Social entrepreneur John Bird talks about how he produced a street paper that the homeless could sell and out of that created a social business
I was born into an irish family in london after world war II. We lived in Notting Hill in enormous poverty. We had two rooms, it was dirty and drafty. There were rats and flees. We used a toilet on the floor above which we shared with 12 families. We lived two or three miles from the centre of the British Empire, the Houses of Parliament. So there I was, homeless at five, taken into a Catholic orphanage at six. Every day for three years, we were reminded by the nuns that we were social failures. It put me off charity a bit. At 10, when my family got a council house, I came out.

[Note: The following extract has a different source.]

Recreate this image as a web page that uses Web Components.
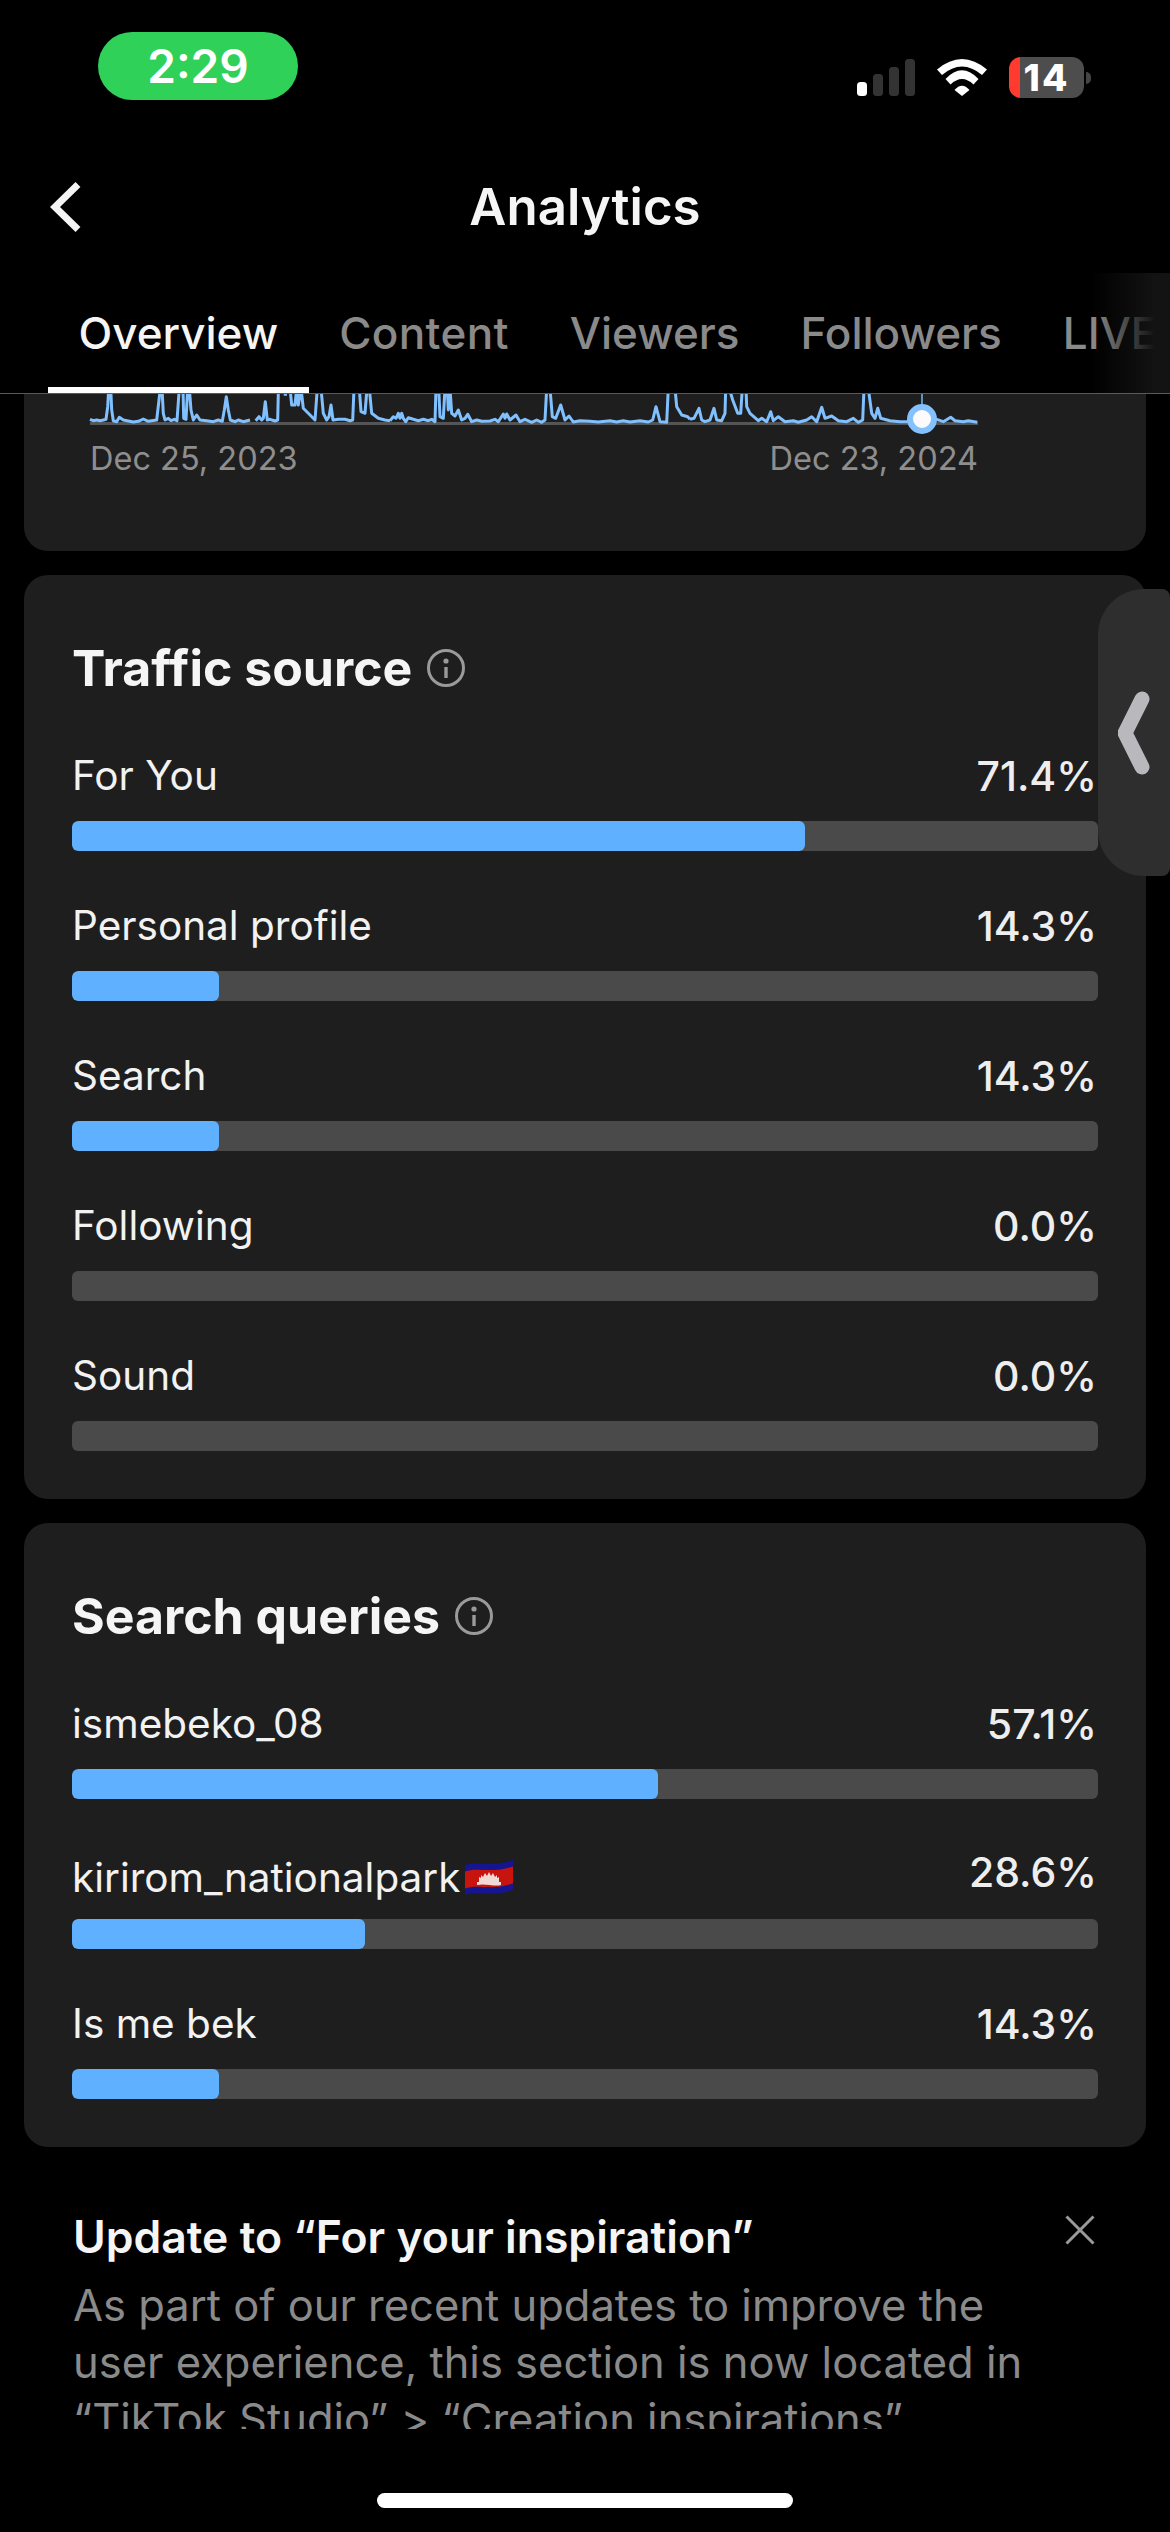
<!DOCTYPE html>
<html lang="en">
<head>
<meta charset="utf-8">
<title>Analytics</title>
<style>
html,body{margin:0;padding:0;background:#000;}
body{font-family:"Inter","Liberation Sans",sans-serif;color:#f5f5f5;}
</style>
</head>
<body>
<app-screen>
  <status-bar time="2:29" battery="14"></status-bar>
  <nav-header>Analytics</nav-header>
  <tab-bar>
    <tab-item active>Overview</tab-item>
    <tab-item style="letter-spacing:.35px">Content</tab-item>
    <tab-item>Viewers</tab-item>
    <tab-item>Followers</tab-item>
    <tab-item>LIVE</tab-item>
  </tab-bar>
  <scroll-area>
    <chart-card start="Dec 25, 2023" end="Dec 23, 2024"></chart-card>
    <metric-card heading="Traffic source">
      <metric-row value="71.4%" pct="71.4">For You</metric-row>
      <metric-row value="14.3%" pct="14.3">Personal profile</metric-row>
      <metric-row value="14.3%" pct="14.3">Search</metric-row>
      <metric-row value="0.0%" pct="0">Following</metric-row>
      <metric-row value="0.0%" pct="0">Sound</metric-row>
    </metric-card>
    <metric-card heading="Search queries">
      <metric-row value="57.1%" pct="57.1">ismebeko_08</metric-row>
      <metric-row value="28.6%" pct="28.6" emoji>kirirom_nationalpark<kh-flag></kh-flag></metric-row>
      <metric-row value="14.3%" pct="14.3">Is me bek</metric-row>
    </metric-card>
    <update-notice heading="Update to “For your inspiration”">As part of our recent updates to improve the<br>user experience, this section is now located in<br>“TikTok Studio” &gt; “Creation inspirations”.</update-notice>
  </scroll-area>
  <side-handle></side-handle>
  <home-indicator></home-indicator>
</app-screen>
<script>
function shell(el, html){ el.attachShadow({mode:'open'}).innerHTML = html; }

customElements.define('app-screen', class extends HTMLElement{
  constructor(){ super(); shell(this, `<style>
    :host{display:flex;flex-direction:column;position:relative;width:1170px;height:2532px;overflow:hidden;background:#000;}
  </style><slot></slot>`); }
});

customElements.define('status-bar', class extends HTMLElement{
  constructor(){ super(); shell(this, `<style>
    :host{display:flex;height:140px;box-sizing:border-box;padding:32px 79px 0 98px;flex:none;}
    .pill{width:200px;height:68px;border-radius:34px;background:#30d158;color:#fff;display:flex;align-items:center;justify-content:center;font:600 46px/1 "Inter",sans-serif;}
    .icons{margin-left:auto;display:flex;align-items:flex-start;gap:22px;padding-top:25px;}
    svg{display:block;}
    .batt{display:flex;align-items:center;margin-top:0;gap:2px;}
    .body{width:75px;height:41px;border-radius:12px;background:linear-gradient(90deg,#ff3b30 11px,#4d4d4d 11px);color:#fff;font:800 37px/41px "Inter",sans-serif;text-align:center;box-sizing:border-box;letter-spacing:2px;}
    .nub{width:5px;height:12px;border-radius:0 6px 6px 0;background:#444;}
    .signal,.wifi{margin-top:2px;}
  </style>
  <div class="pill">${this.getAttribute('time')}</div>
  <div class="icons">
    <svg class="signal" width="58" height="37" viewBox="0 0 58 37">
      <rect x="0" y="23" width="10" height="14" rx="3.5" fill="#fff"/>
      <rect x="16" y="15" width="10" height="22" rx="3.5" fill="#333"/>
      <rect x="32" y="8" width="10" height="29" rx="3.5" fill="#333"/>
      <rect x="48" y="0" width="10" height="37" rx="3.5" fill="#333"/>
    </svg>
    <svg class="wifi" width="50" height="37" viewBox="0 0 50 37" fill="#fff">
      <path d="M0 10.5Q25-10.5 50 10.5L45 16Q25-1 5 16Z"/>
      <path d="M8.5 20Q25 2.6 41.5 20L36.5 25.5Q25 14.5 13.5 25.5Z"/>
      <path d="M17.5 31Q25 22.4 32.5 31L25 37Z"/>
    </svg>
    <div class="batt"><div class="body">${this.getAttribute('battery')}</div><div class="nub"></div></div>
  </div>`); }
});

customElements.define('nav-header', class extends HTMLElement{
  constructor(){ super(); shell(this, `<style>
    :host{display:grid;grid-template-columns:1fr auto 1fr;align-items:center;height:133px;flex:none;}
    svg{display:block;margin-left:50px;}
    h1{margin:0;font:600 51px/60px "Inter",sans-serif;color:#f5f5f5;}
  </style>
  <svg width="32" height="52" viewBox="0 0 32 52"><path d="M28 3.5 5 26l23 22.5" fill="none" stroke="#f5f5f5" stroke-width="7"/></svg>
  <h1><slot></slot></h1><span></span>`); }
});

customElements.define('tab-bar', class extends HTMLElement{
  constructor(){ super(); shell(this, `<style>
    :host{display:block;position:relative;height:121px;flex:none;box-sizing:border-box;border-bottom:1px solid #5a5a5a;overflow:hidden;}
    .row{display:flex;height:120px;padding-left:48px;white-space:nowrap;}
    .fade{position:absolute;left:1092px;top:0;width:78px;height:120px;background:linear-gradient(90deg,rgba(19,19,19,0),rgba(19,19,19,.55) 45%,#131313 80%);}
  </style><div class="row"><slot></slot></div><div class="fade"></div>`); }
});

customElements.define('tab-item', class extends HTMLElement{
  constructor(){ super(); shell(this, `<style>
    :host{display:block;box-sizing:border-box;height:120px;padding:0 30.5px;font:500 44px/120px "Inter",sans-serif;color:#8a8a8a;flex:none;}
    :host([active]){color:#f5f5f5;border-bottom:6px solid #fff;}
  </style><slot></slot>`); }
});

customElements.define('scroll-area', class extends HTMLElement{
  constructor(){ super(); shell(this, `<style>
    :host{display:flex;flex-direction:column;gap:24px;flex:1;min-height:0;overflow:hidden;padding:0 24px;}
  </style><slot></slot>`); }
});

const chartSegs = [
 [85,[[15,88],[25,92],[35,90],[45,92],[55,90],[63,88],[68,50],[71,-5],[77,-5],[80,60],[85,92],[95,95],[103,82],[115,90],[130,93],[145,96],[160,94],[175,87],[190,94],[215,90],[222,30],[226,-5],[231,-5],[235,70],[240,90],[250,85],[258,92],[268,88],[276,92],[283,-5],[287,-5],[294,-5],[296,85],[303,88],[308,-5],[313,-5],[318,60],[325,90],[335,75],[345,90],[365,92],[385,95],[400,90],[412,94],[418,60],[424,20],[430,60],[436,90],[450,95],[460,90],[475,95],[495,90]]],
 [85,[[512,92],[522,80],[530,90],[535,85],[541,35],[547,90],[555,88],[570,93],[578,90],[580,10],[582,-5]]],
 [85,[[596,13],[606,13]]],
 [85,[[615,-5],[620,45],[630,45],[635,-5],[640,45],[648,-5],[655,55],[670,70],[690,90],[697,-5],[708,-5],[715,70],[725,90],[732,80],[738,45],[744,90],[760,88],[780,88],[795,92],[803,90],[807,-5],[823,-5],[828,65],[840,70],[846,-5],[853,-5],[860,70],[880,85],[900,90],[915,92]]],
 [390,[[0,92],[10,80],[18,85],[25,70],[30,85],[35,70],[40,85],[47,95],[55,83],[70,88],[85,92],[100,88],[115,92],[125,88],[135,95],[138,-5],[146,-5],[150,80],[160,85],[165,-5],[172,-5],[175,60],[180,-5],[185,70],[195,78],[205,60],[215,90],[225,85],[233,73],[245,95],[260,90],[275,94],[300,93],[315,88],[325,95],[340,72],[345,85],[350,72],[360,90],[378,75],[390,95],[405,88],[425,97],[440,90],[455,97],[465,90],[470,-5],[480,-5],[487,80],[497,85],[512,45],[525,90],[537,78],[550,96],[570,92],[600,94],[625,96],[660,92],[680,96],[700,92],[720,96],[750,92],[775,96],[788,90],[798,50],[810,95],[830,97],[835,-5],[855,-5],[860,50],[875,75],[893,80],[900,88]]],
 [690,[[0,88],[12,85],[27,55],[35,90],[45,95],[60,90],[72,55],[80,90],[95,92],[105,70],[107,-5],[118,-5],[128,30],[143,70],[152,70],[157,-5],[168,-5],[170,50],[180,70],[205,92],[215,85],[230,95],[242,65],[250,92],[265,80],[285,95],[310,92],[325,97],[350,90],[365,80],[380,95],[395,52],[405,85],[425,78],[445,92],[470,95],[490,85],[505,97],[518,90],[522,-5],[535,-5],[545,70],[555,85],[563,55],[572,85],[600,92],[630,95],[650,95],[697,87],[740,88],[760,95],[782,82],[795,92],[820,95],[835,92],[862,97]]]
];
customElements.define('chart-card', class extends HTMLElement{
  constructor(){
    super();
    const ox=84, oy=394;
    const d = chartSegs.map(([x0,pts])=>'M'+pts.map(([x,y])=>((x0+x/3-ox).toFixed(1)+' '+(390+y/3-oy).toFixed(1))).join('L')).join('');
    shell(this, `<style>
      :host{display:block;flex:none;width:1122px;height:157px;box-sizing:border-box;background:#1e1e1e;border-radius:0 0 24px 24px;padding:0 169px 0 60px;}
      svg{display:block;overflow:visible;}
      .dates{display:flex;justify-content:space-between;margin:13px -1px 0 6px;font:400 32.5px/40px "Inter",sans-serif;color:#8e8e8e;}
    </style>
    <svg width="893" height="32" viewBox="0 0 893 32">
      <rect x="6" y="28" width="888" height="3" fill="#555"/>
      <path d="${d}" fill="none" stroke="#80c0ff" stroke-width="3" stroke-linejoin="round"/>
      <path d="M838 0V12" stroke="#80c0ff" stroke-width="1.4"/>
      <circle cx="838" cy="25" r="12" fill="#fbfbfb" stroke="#84c1ff" stroke-width="6"/>
    </svg>
    <div class="dates"><span>${this.getAttribute('start')}</span><span>${this.getAttribute('end')}</span></div>`);
  }
});

customElements.define('info-icon', class extends HTMLElement{
  constructor(){ super(); shell(this, `<style>:host{display:block;width:38px;height:38px;flex:none;} svg{display:block;}</style>
  <svg width="38" height="38" viewBox="0 0 38 38" fill="none"><circle cx="19" cy="19" r="17.5" stroke="#9a9a9a" stroke-width="3"/><circle cx="19" cy="12" r="2.6" fill="#9a9a9a"/><path d="M19 18v11" stroke="#9a9a9a" stroke-width="3.4"/></svg>`); }
});

customElements.define('metric-card', class extends HTMLElement{
  constructor(){ super(); shell(this, `<style>
    :host{display:block;flex:none;background:#1e1e1e;border-radius:24px;padding:63px 48px 48px;}
    .head{display:flex;align-items:center;gap:15px;height:60px;margin:0 0 53px 0;}
    h2{margin:0;font:700 50px/60px "Inter",sans-serif;color:#f5f5f5;}
    .rows{display:flex;flex-direction:column;gap:50px;}
  </style>
  <div class="head"><h2>${this.getAttribute('heading')}</h2><info-icon></info-icon></div>
  <div class="rows"><slot></slot></div>`); }
});

customElements.define('metric-row', class extends HTMLElement{
  constructor(){ super();
    const pct=this.getAttribute('pct');
    shell(this, `<style>
    :host{display:block;}
    .top{display:flex;justify-content:space-between;align-items:center;height:50px;margin-bottom:20px;font:400 40.5px/50px "Inter",sans-serif;color:#f2f2f2;white-space:nowrap;}
    .label{display:flex;align-items:center;}
    .value{font-size:41px;font-weight:500;padding-right:1px;color:#eee;}
    :host([emoji]) .label{margin-top:8px;}
    :host([emoji]) .value{margin-bottom:4px;}
    .track{height:30px;border-radius:6px;background:#4a4a4a;overflow:hidden;}
    .fill{height:100%;width:${pct}%;border-radius:6px;background:#5fb0ff;}
  </style>
  <div class="top"><span class="label"><slot></slot></span><span class="value">${this.getAttribute('value')}</span></div>
  <div class="track"><div class="fill"></div></div>`); }
});

customElements.define('kh-flag', class extends HTMLElement{
  constructor(){ super(); shell(this, `<style>:host{display:block;margin:0 0 0 5px;width:48px;height:36px;flex:none;} svg{display:block;}</style>
  <svg width="48" height="36" viewBox="0 0 48 36" role="img" aria-label="Flag of Cambodia">
    <path d="M0 5C12 0 24 8 48 0V30C24 38 12 30 0 35Z" fill="#15158f"/>
    <path d="M0 11.5C12 6.5 24 14 48 6.5V23.5C24 31 12 23.5 0 28.5Z" fill="#c8140f"/>
    <path d="M12 25V22h2v-5l2 1v-3l2 2 2-4 2 3 2-4 2 4 2-3 2 4 2-2v3l2-1v5h2v3C30 27 20 23 12 25Z" fill="#f1d9d5"/>
  </svg>`); }
});

customElements.define('update-notice', class extends HTMLElement{
  constructor(){ super(); shell(this, `<style>
    :host{display:block;flex:none;margin:24px 0 0;padding:12px 50px 0 49px;position:relative;}
    .head{display:flex;justify-content:space-between;align-items:flex-start;}
    h3{margin:0;font:600 44.5px/60px "Inter",sans-serif;color:#f5f5f5;white-space:nowrap;}
    svg{display:block;margin:8px 1px 0 0;}
    .body{margin-top:10px;height:152px;overflow:hidden;font:400 43.5px/57px "Inter",sans-serif;color:#8a8a8a;white-space:nowrap;}
  </style>
  <div class="head"><h3>${this.getAttribute('heading')}</h3>
  <svg width="30" height="30" viewBox="0 0 30 30"><path d="M1.5 1.5 28.5 28.5M28.5 1.5 1.5 28.5" stroke="#9a9a9a" stroke-width="3" fill="none"/></svg></div>
  <div class="body"><slot></slot></div>`); }
});

customElements.define('side-handle', class extends HTMLElement{
  constructor(){ super(); shell(this, `<style>
    :host{position:absolute;left:1098px;top:589px;width:72px;height:287px;box-sizing:border-box;border-radius:46px 8px 8px 46px;background:#2e2e2e;display:flex;align-items:center;padding-left:20px;}
    svg{display:block;}
  </style>
  <svg width="34" height="84" viewBox="0 0 34 84"><path d="M24 8 7 42l17 34" fill="none" stroke="#b9b8bd" stroke-width="15" stroke-linecap="round" stroke-linejoin="round"/></svg>`); }
});

customElements.define('home-indicator', class extends HTMLElement{
  constructor(){ super(); shell(this, `<style>
    :host{position:absolute;left:377px;top:2493px;width:416px;height:15px;border-radius:8px;background:#fff;}
  </style>`); }
});
</script>
</body>
</html>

Then I started to get into trouble at school. I shoplifted, I stole cars, bicycles. I was put into correctional institutions, prisons. I didn’t learn to read until I was 16 and in a correctional institution. I spent most of my 20s in and out of crime.
I met Gordon Roddick, who later married Body Shop founder Anita, when I was hiding from the police in Scotland. We became friends.
In my 30s, I started a printing company which turned into a publishing company that created magazines and books which turned into a business that helped lots of other people. I worked devastatingly hard. I couldn’t work for anybody else.
When I was 45, I re-met Gordon Roddick, who was by now a multimillionaire. I was finding it difficult to settle down. I was psychologically damaged. Unfullfilled, very aggressive.
Mentally and physically, I was an incredibly powerful person. I was able to start a job on Monday morning that finished Thursday night and never go to sleep, which is what I did every fortnight for a publishing house I worked for.
If you said to me I need this in 24 hours and if it meant me printing for 22 hours, I’d do it—so long as there was a profit in it.
I was a walking wounded, but living through it. I hadn’t given up and I didn’t feel sorry for myself.
When Gordon Roddick met me again, he said, “You’re like a time bomb about to go off. You’re tough, you’re ruthless, you’re unsentimental, but you’ve got passion.”
I struggled to contain the demons.
I would go and stay with Gordon for social occasions but after about a day or so he would say, “Can you go now?” I would say, “But you’ve invited me for three days!”
And he would reply, “You just wear me out. You talk all the time about all sorts of stuff that nobody should talk about, you’re very rude to my wife Anita, you’re rude to my children, rude to my friends, and to me. You think you have the answer to everything. If you don’t get yourself something big, something that’s going to wear you out, you’re going to go mad.”
Gordon asked me to start a street paper in London so that we could mop up a lot of people who were living on the streets but not able to earn; there wasn’t anything available for them. He said, “Why don’t you do a feasibility study?” It was 1991, I was 45.
All the people in the homeless world in London were being given something for nothing. They could go to soup kitchens, get a sandwich, get their clothes washed, be entertained, get counselling. There were 501 homeless organisations in London.
But there was nobody in homelessness, in social business or even in business itself that was giving these people something legitimate to do, a way of making their own money. I came up with this idea of a hand up, not a hand out.
If I could produce a magazine that they could sell on the streets, that they could use as a means of securing a legitimate income, then that would mean that they would get out of crime, get out of wrongdoing, and would be able to morph their lives away from the streets into flats and rooms and houses.
That to me was an entrepreneurial, a Road to Damascus moment, though other people saw it as a social moment. When I suddenly went “wow!” that “wow!” to me was a commercial moment because I thought that these people were in desperate need of legal work; I can produce a product that they can sell and out of that I can create a social business.
So the big event in my life was when I realised there was a hole in the market.
I went to the police and to homeless organisations and told them what I was doing. I talked to hundreds and hundreds of homeless people and said, “Look, I’m going to create the product that you’re going to sell on the streets of London and if it goes well, you’ll make money and we’ll make money.”
I knew that the public would be able to see that these individuals were workers, tradespeople, mini-businesses. If you’re an entrepreneur, you try to develop products or services that are of use to people, are sustainable, and are going to lead to profits and longevity.